Quality-control points to confirm
- Finished size should be measured flat after sewing against the approved tolerance, such as ±5 mm for small pouches, ±7 mm for medium pouches, or ±10 mm for larger pouches unless product fit requires tighter control.
- Usable internal height should be checked when the pouch must close over a rigid item because the drawcord channel reduces usable space.
- Fabric weight should match the approved sample and purchase order; any GSM substitution can change opacity, drape, print appearance, carton weight, and perceived value.
- Fabric shade should be compared with the approved swatch under consistent light, especially for natural cotton lots and dyed campus colors.
- Natural cotton should be checked for excessive seed specks, stains, holes, slubs, weaving defects, and panel shade mismatch beyond the approved standard.
- Cut panels should be aligned consistently so the pouch does not twist, lean, or distort after sewing and filling.
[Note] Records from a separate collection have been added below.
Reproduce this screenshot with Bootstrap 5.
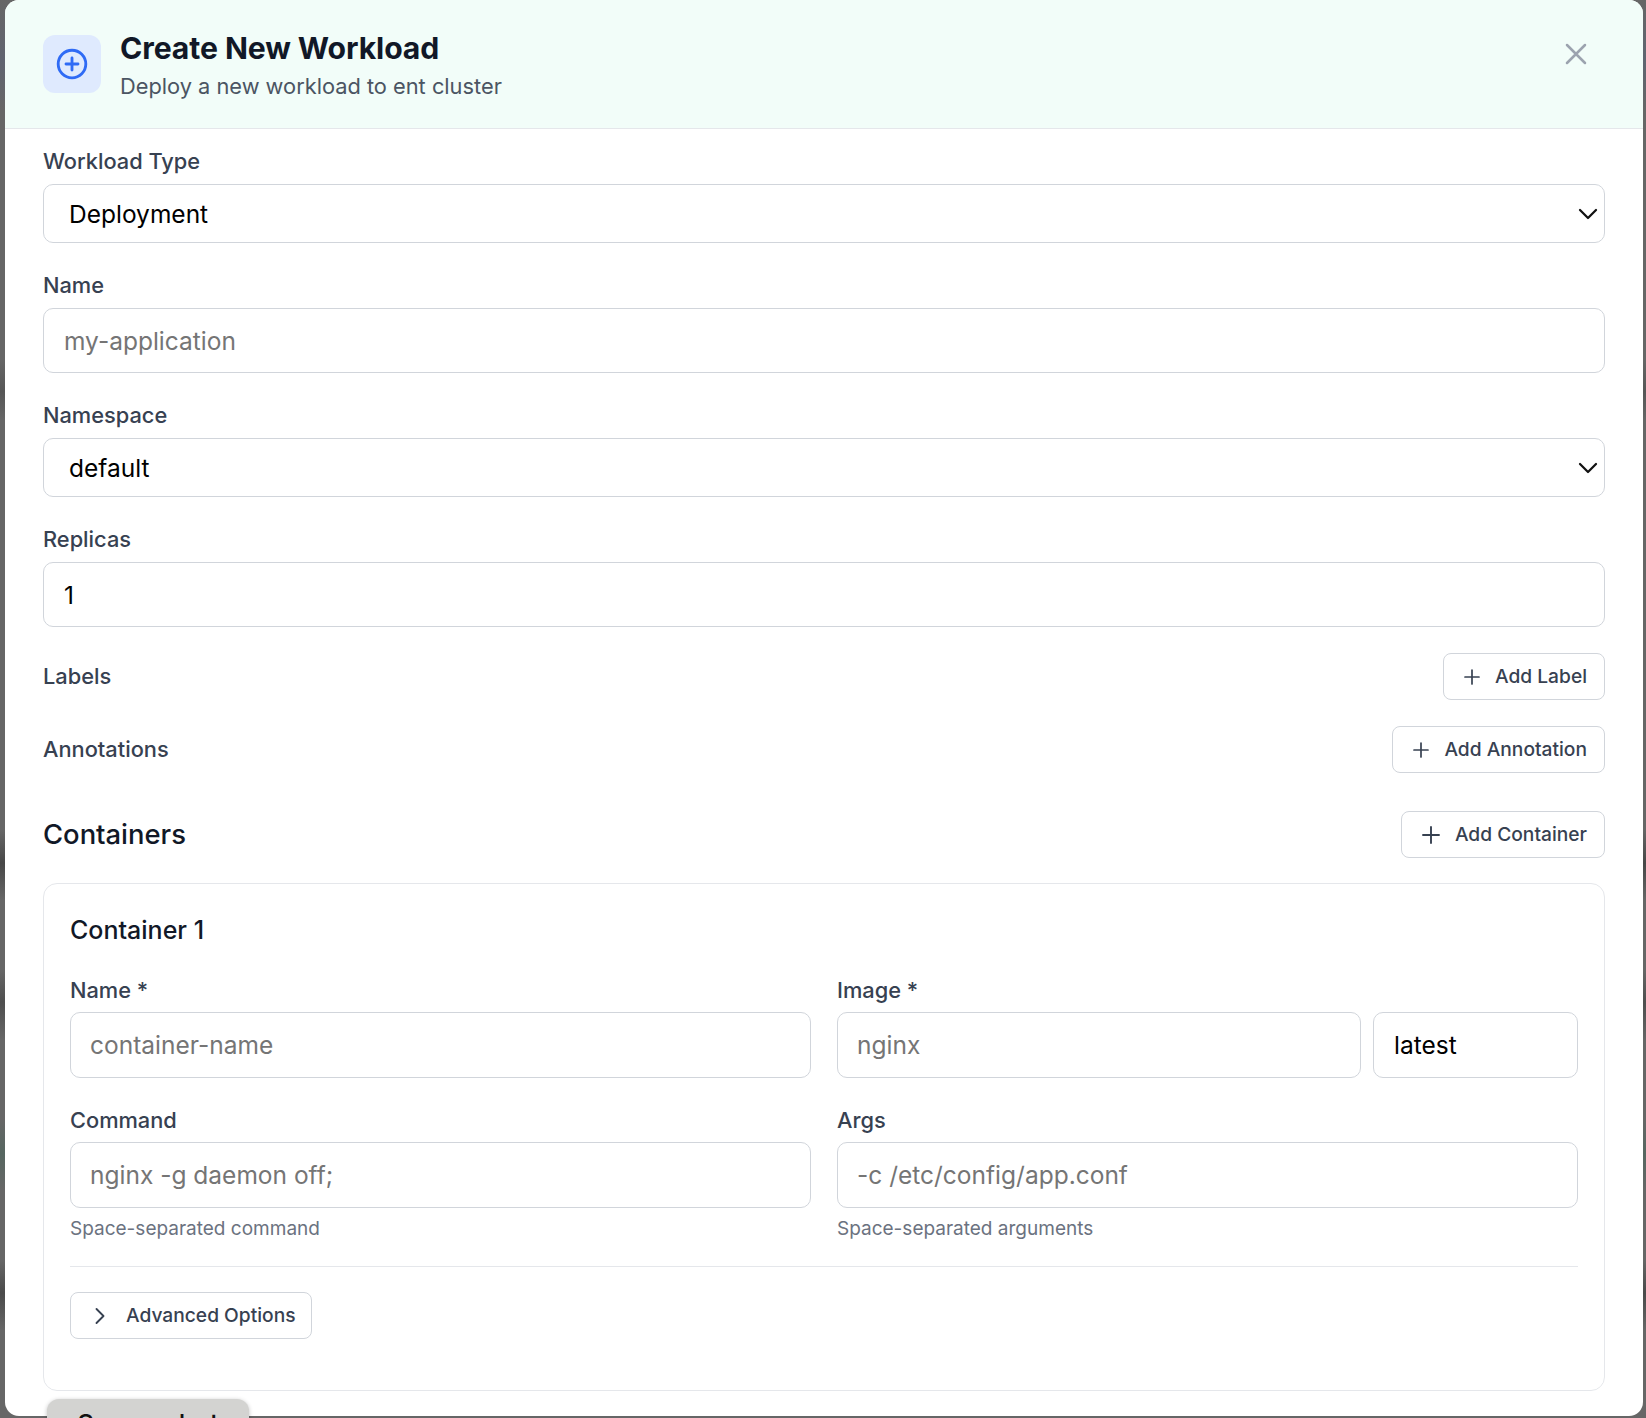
<!DOCTYPE html>
<html lang="en">
<head>
    <meta charset="UTF-8">
    <meta name="viewport" content="width=device-width, initial-scale=1.0">
    <title>Create New Workload</title>
    <link rel="stylesheet" href="https://cdn.jsdelivr.net/npm/bootstrap@5.3.0/dist/css/bootstrap.min.css">
    <style>
        html, body { height: 100%; }
        body {
            font-family: Inter, "Liberation Sans", sans-serif;
            padding: 0 3px 2px 5px;
            overflow: hidden;
            position: relative;
            background: linear-gradient(180deg, #666 0, #5f6470 60px, #666 110px, #666 360px, #565656 391px, #666 420px,
                #666 830px, #474747 863px, #666 900px, #666 970px, #4e4e4e 1002px, #666 1040px, #666 1120px,
                #566660 1153px, #666 1190px, #666 1260px, #4a4a4a 1293px, #666 1330px);
        }
        .panel {
            height: 100%;
            background: #fff;
            border: 0;
            border-radius: 14px;
            overflow: hidden;
        }
        .panel-head {
            height: 129px;
            padding: 0 38px;
            background: #f2fdf9;
            border-bottom: 1px solid #e5e7eb;
            border-radius: 0;
        }
        .head-icon {
            width: 58px;
            height: 58px;
            background: #dfeafe;
            border-radius: 12px;
            color: #2f6bf5;
        }
        .head-group { gap: 19px; }
        .head-text { padding-top: 3px; }
        .head-title { font-size: 30.2px; font-weight: 700; color: #111827; line-height: 38px; letter-spacing: -.1px; margin-bottom: 2px; }
        .head-sub { font-size: 21.8px; color: #4b5563; line-height: 34px; }
        .close-x { color: #9ca3af; margin: -20px 11px 0 0; line-height: 0; border: 0; }
        .panel-body { padding: 16px 38px 0; }
        .field { margin-bottom: 26px; }
        .form-label, .row-label {
            font-size: 21.8px;
            font-weight: 500;
            color: #374151;
            line-height: 32px;
            margin-bottom: 7px;
        }
        .row-label { margin: -2px 0 0; }
        .form-control, .form-select {
            font-family: Inter, "Liberation Sans", sans-serif;
            font-size: 24.5px;
            color: #000;
            border: 1px solid #d1d5db;
            border-radius: 10px;
            box-shadow: none;
        }
        .form-control { height: 65px; padding: 0 19px 0 20px; }
        .form-control::placeholder { color: #757575; opacity: 1; }
        .form-select {
            height: 59px;
            padding: 2px 40px 0 25px;
            background-size: 32px 32px;
            background-position: right 0 center;
            background-image: url("data:image/svg+xml,%3csvg xmlns='http://www.w3.org/2000/svg' viewBox='0 0 24 24'%3e%3cpath fill='none' stroke='%23111' stroke-width='1.7' stroke-linecap='round' stroke-linejoin='round' d='m6 9 6 6 6-6'/%3e%3c/svg%3e");
        }
        .btn-add {
            height: 47px;
            padding: 0 17px 0 19px;
            gap: 14px;
            font-size: 19.2px;
            font-weight: 500;
            color: #374151;
            background: #fff;
            border: 1px solid #d1d5db;
            border-radius: 8px;
        }
        .btn-add svg { flex: none; }
        .btn-adv { padding: 0 15px; gap: 12px; }
        .containers-row { margin-top: 38px; }
        .section-title { font-size: 27.4px; font-weight: 500; color: #111827; line-height: 47px; }
        .container-card { border: 1px solid #e5e7eb; border-radius: 14px; margin-top: 25px; }
        .container-card .card-body { padding: 28px 26px 51px; }
        .container-card .form-control { height: 66px; padding-left: 19px; }
        .container-title { font-size: 25px; font-weight: 500; color: #111827; line-height: 36px; margin-bottom: 26px; }
        .form-row { --bs-gutter-x: 26px; }
        .form-row .form-label { margin-bottom: 6px; }
        .image-inputs { gap: 12px; }
        .container-card .tag-input { flex: 0 0 205px; width: 205px; padding-left: 20px; }
        .form-text { font-size: 19px; color: #6b7280; line-height: 28px; margin-top: 7px; }
        .divider { border-top: 1px solid #e5e7eb; margin: 23px 0 25px; opacity: 1; }
        .screenshot-pill {
            position: absolute;
            left: 47px;
            top: 1399px;
            width: 202px;
            height: 60px;
            padding-top: 5px;
            text-align: center;
            font-size: 26px;
            font-weight: 500;
            color: #111;
            background: #d3d3d1;
            border-radius: 12px;
            box-shadow: 0 1px 4px rgba(0, 0, 0, .25);
        }
    </style>
</head>
<body>
    <div class="modal-content panel">
        <div class="modal-header panel-head d-flex align-items-center justify-content-between">
            <div class="d-flex align-items-center head-group">
                <div class="head-icon d-flex align-items-center justify-content-center">
                    <svg width="36" height="36" viewBox="0 0 24 24" fill="none" stroke="currentColor" stroke-width="1.9" stroke-linecap="round" stroke-linejoin="round"><circle cx="12" cy="12" r="9.2"/><path d="M8 12h8M12 8v8"/></svg>
                </div>
                <div class="head-text">
                    <div class="head-title">Create New Workload</div>
                    <div class="head-sub">Deploy a new workload to ent cluster</div>
                </div>
            </div>
            <button type="button" class="btn p-0 close-x" aria-label="Close">
                <svg width="36" height="36" viewBox="0 0 24 24" fill="none" stroke="currentColor" stroke-width="1.7" stroke-linecap="round"><path d="M18 6 6 18M6 6l12 12"/></svg>
            </button>
        </div>

        <div class="modal-body panel-body">
            <div class="field">
                <label class="form-label d-block">Workload Type</label>
                <select class="form-select"><option>Deployment</option></select>
            </div>
            <div class="field">
                <label class="form-label d-block">Name</label>
                <input type="text" class="form-control" placeholder="my-application">
            </div>
            <div class="field">
                <label class="form-label d-block">Namespace</label>
                <select class="form-select"><option>default</option></select>
            </div>
            <div class="field">
                <label class="form-label d-block">Replicas</label>
                <input type="text" class="form-control" value="1">
            </div>

            <div class="field d-flex align-items-center justify-content-between">
                <span class="row-label">Labels</span>
                <button type="button" class="btn btn-add d-flex align-items-center">
                    <svg width="18" height="18" viewBox="0 0 18 18" fill="none" stroke="currentColor" stroke-width="1.7" stroke-linecap="round"><path d="M2 9h14M9 2v14"/></svg>Add Label
                </button>
            </div>
            <div class="d-flex align-items-center justify-content-between">
                <span class="row-label">Annotations</span>
                <button type="button" class="btn btn-add d-flex align-items-center">
                    <svg width="18" height="18" viewBox="0 0 18 18" fill="none" stroke="currentColor" stroke-width="1.7" stroke-linecap="round"><path d="M2 9h14M9 2v14"/></svg>Add Annotation
                </button>
            </div>

            <div class="d-flex align-items-center justify-content-between containers-row">
                <span class="section-title">Containers</span>
                <button type="button" class="btn btn-add d-flex align-items-center">
                    <svg width="20" height="20" viewBox="0 0 20 20" fill="none" stroke="currentColor" stroke-width="1.9" stroke-linecap="round"><path d="M2 10h16M10 2v16"/></svg>Add Container
                </button>
            </div>

            <div class="card container-card">
                <div class="card-body">
                    <div class="container-title">Container 1</div>
                    <div class="row form-row field">
                        <div class="col-6">
                            <label class="form-label d-block">Name *</label>
                            <input type="text" class="form-control" placeholder="container-name">
                        </div>
                        <div class="col-6">
                            <label class="form-label d-block">Image *</label>
                            <div class="d-flex image-inputs">
                                <input type="text" class="form-control" placeholder="nginx">
                                <input type="text" class="form-control tag-input" value="latest">
                            </div>
                        </div>
                    </div>
                    <div class="row form-row">
                        <div class="col-6">
                            <label class="form-label d-block">Command</label>
                            <input type="text" class="form-control" placeholder="nginx -g daemon off;">
                            <div class="form-text">Space-separated command</div>
                        </div>
                        <div class="col-6">
                            <label class="form-label d-block">Args</label>
                            <input type="text" class="form-control" placeholder="-c /etc/config/app.conf">
                            <div class="form-text">Space-separated arguments</div>
                        </div>
                    </div>
                    <div class="divider"></div>
                    <button type="button" class="btn btn-add btn-adv d-flex align-items-center">
                        <svg width="28" height="28" viewBox="0 0 24 24" fill="none" stroke="currentColor" stroke-width="1.6" stroke-linecap="round" stroke-linejoin="round"><path d="m9 18 6-6-6-6"/></svg>Advanced Options
                    </button>
                </div>
            </div>
        </div>
    </div>
    <div class="screenshot-pill">Screenshot</div>

    <script src="https://cdn.jsdelivr.net/npm/bootstrap@5.3.0/dist/js/bootstrap.bundle.min.js"></script>
</body>
</html>
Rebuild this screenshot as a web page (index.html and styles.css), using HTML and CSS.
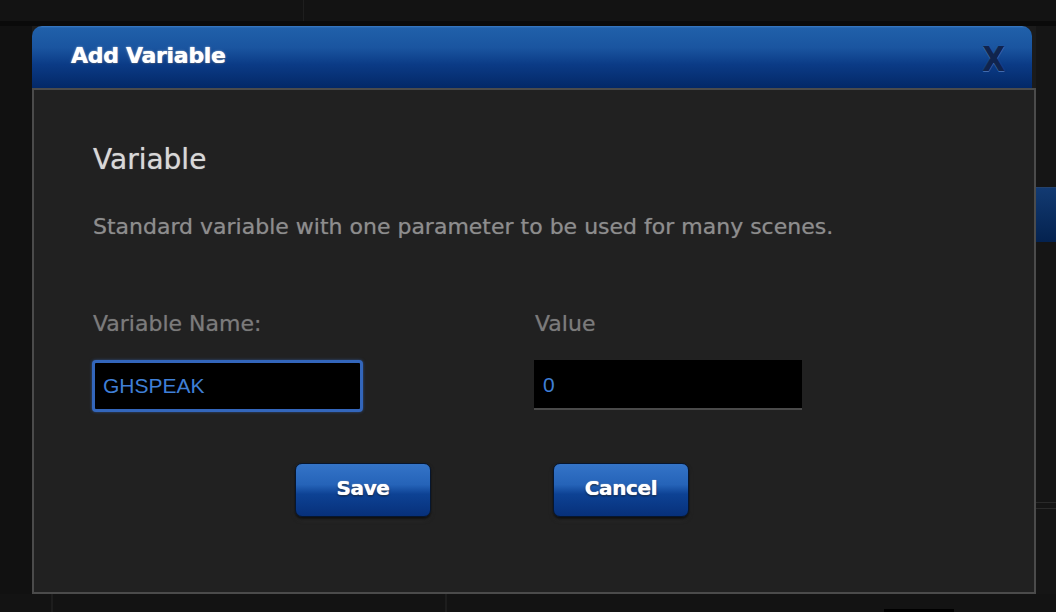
FILE: index.html
```html
<!DOCTYPE html>
<html lang="en">
<head>
<meta charset="utf-8">
<title>Add Variable</title>
<link rel="stylesheet" href="styles.css">
</head>
<body>
<div class="app">
  <header class="topbar"><div class="tb-left"></div><div class="tb-right"></div></header>
  <div class="main">
    <aside class="side"></aside>
    <section class="center"></section>
    <aside class="rail">
      <div class="rail-item"></div>
      <div class="rail-line"></div>
    </aside>
  </div>
  <footer class="bottombar">
    <div class="bb-a"></div>
    <div class="bb-b"></div>
    <div class="bb-c"><span class="bb-tab"></span></div>
  </footer>
</div>

<div class="modal">
  <div class="modal-head">
    <h1 class="modal-title">Add Variable</h1>
    <span class="modal-close">X</span>
  </div>
  <div class="modal-body">
    <h2 class="section-title">Variable</h2>
    <p class="desc">Standard variable with one parameter to be used for many scenes.</p>
    <div class="fields">
      <div class="field">
        <label class="field-label">Variable Name:</label>
        <div class="input input-focus">GHSPEAK</div>
      </div>
      <div class="field">
        <label class="field-label">Value</label>
        <div class="input input-plain">0</div>
      </div>
    </div>
    <div class="actions">
      <button class="btn">Save</button>
      <button class="btn">Cancel</button>
    </div>
  </div>
</div>
</body>
</html>
```

FILE: styles.css
```css
* { box-sizing: border-box; }

html, body {
  margin: 0;
  padding: 0;
  width: 1056px;
  height: 612px;
  overflow: hidden;
  background: #121212;
  font-family: "DejaVu Sans", Verdana, sans-serif;
}

.app {
  display: flex;
  flex-direction: column;
  width: 1056px;
  height: 612px;
}

.topbar {
  height: 26px;
  display: flex;
  background: #131313;
  border-bottom: 5px solid #0a0a0a;
}
.tb-left { width: 304px; border-right: 1px solid #1e1e1e; }
.tb-right { flex: 1; }

.main {
  flex: 1;
  display: flex;
}
.side { width: 32px; background: #111; }
.center { flex: 1; background: #1b1b1b; }
.rail {
  width: 20px;
  background: #151515;
  padding-top: 161px;
}
.rail-item {
  height: 55px;
  border-top: 1px solid #24426d;
  background: linear-gradient(#123a72, #04224f);
}
.rail-line {
  margin-top: 260px;
  height: 7px;
  border-top: 1px solid #2a2a2a;
  border-bottom: 1px solid #2a2a2a;
}

.bottombar {
  height: 18px;
  display: flex;
  background: #131313;
}
.bb-a { width: 53px; border-right: 2px solid #1d1d1d; }
.bb-b { width: 394px; border-right: 2px solid #1d1d1d; }
.bb-c { flex: 1; display: flex; align-items: flex-end; padding-left: 437px; }
.bb-tab { width: 70px; height: 3px; background: #000; }

/* modal */
.modal {
  position: absolute;
  left: 32px;
  top: 26px;
  width: 1004px;
}

.modal-head {
  width: 1000px;
  height: 62px;
  border-radius: 10px 10px 0 0;
  background: linear-gradient(#3c7bc4 0, #2060aa 2px, #1a55a0 35%, #0b3b86 62%, #032867 100%);
  display: flex;
  align-items: center;
  justify-content: space-between;
  padding: 0 26px 4px 39px;
}

.modal-title {
  margin: 0;
  font-family: "DejaVu Sans", Verdana, sans-serif;
  font-weight: bold;
  font-size: 22px;
  letter-spacing: -0.3px;
  color: #fff;
  text-shadow: 0 0 1px #fff, 0 0 3px rgba(255,255,255,0.35), 0 1px 1px rgba(0,0,0,0.4);
}

.modal-close {
  font-family: "DejaVu Sans", Verdana, sans-serif;
  font-weight: bold;
  font-size: 33px;
  line-height: 1;
  color: #10244e;
  text-shadow: 0 1px 0 rgba(110,150,215,0.55), 0 0 2px rgba(60,100,170,0.5);
  margin-top: 8px;
  transform: scaleX(0.9);
}

.modal-body {
  height: 506px;
  border: 2px solid #4b4b4b;
  background: #212121;
  padding: 54px 0 0 59px;
}

.section-title {
  margin: 0;
  font-weight: normal;
  font-size: 28px;
  line-height: 32px;
  color: #d8d8d8;
  text-shadow: 0 0 1px rgba(216,216,216,0.7);
}

.desc {
  margin: 38px 0 0;
  font-size: 22px;
  line-height: 26px;
  color: #8d8d8d;
  text-shadow: 0 0 1px rgba(141,141,141,0.6);
}

.fields {
  margin-top: 71px;
  display: grid;
  grid-template-columns: 270px 268px;
  column-gap: 171px;
}
.field { display: flex; flex-direction: column; }
.field:first-child { margin-left: -1px; }
.field-label {
  font-size: 22px;
  line-height: 26px;
  color: #7b7b7b;
  text-shadow: 0 0 1px rgba(123,123,123,0.6);
  padding-left: 1px;
  margin-bottom: 23px;
}

.input {
  display: flex;
  align-items: center;
  background: #000;
  font-family: "Liberation Sans", Arial, sans-serif;
  font-size: 21px;
  color: #3f7fd6;
}
.input-focus {
  height: 52px;
  border: 3px solid #3366bb;
  border-radius: 4px;
  box-shadow: 0 0 3px rgba(60,110,200,0.6);
  padding-left: 8px;
}
.input-plain {
  height: 50px;
  border-bottom: 2px solid #4a4a4a;
  padding-left: 9px;
  padding-top: 2px;
}

.actions {
  display: flex;
  gap: 122px;
  margin: 51px 0 0 202px;
}

.btn {
  width: 136px;
  height: 54px;
  border: 1px solid #06162f;
  border-radius: 7px;
  background: linear-gradient(#3474c8 0, #2563b8 40%, #0d4294 58%, #07307a 100%);
  box-shadow: 0 2px 3px rgba(0,0,0,0.7), 0 3px 4px rgba(70,70,70,0.35);
  color: #fff;
  font-family: "DejaVu Sans", Verdana, sans-serif;
  font-weight: bold;
  font-size: 20px;
  letter-spacing: -0.4px;
  text-shadow: 0 0 1px #fff, 0 1px 2px rgba(0,0,0,0.8);
  padding: 0 0 4px;
  cursor: pointer;
}
```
- Seams should have even stitch density, secure back-tacking, no skipped stitches, no open seams, no broken threads, and no loose thread buildup at the drawcord channel.
- Drawcord channels should allow smooth movement without jamming, tearing, bunching, or pulling the cord into the casing.
- Print should be checked for correct artwork, color, placement, tilt, edge clarity, coverage, curing, dry rub performance, and adhesion.
- Packing inspection should verify inner bundle counts, master carton counts, barcode or hangtag placement, SKU labels, carton sequence, PO number, and destination split.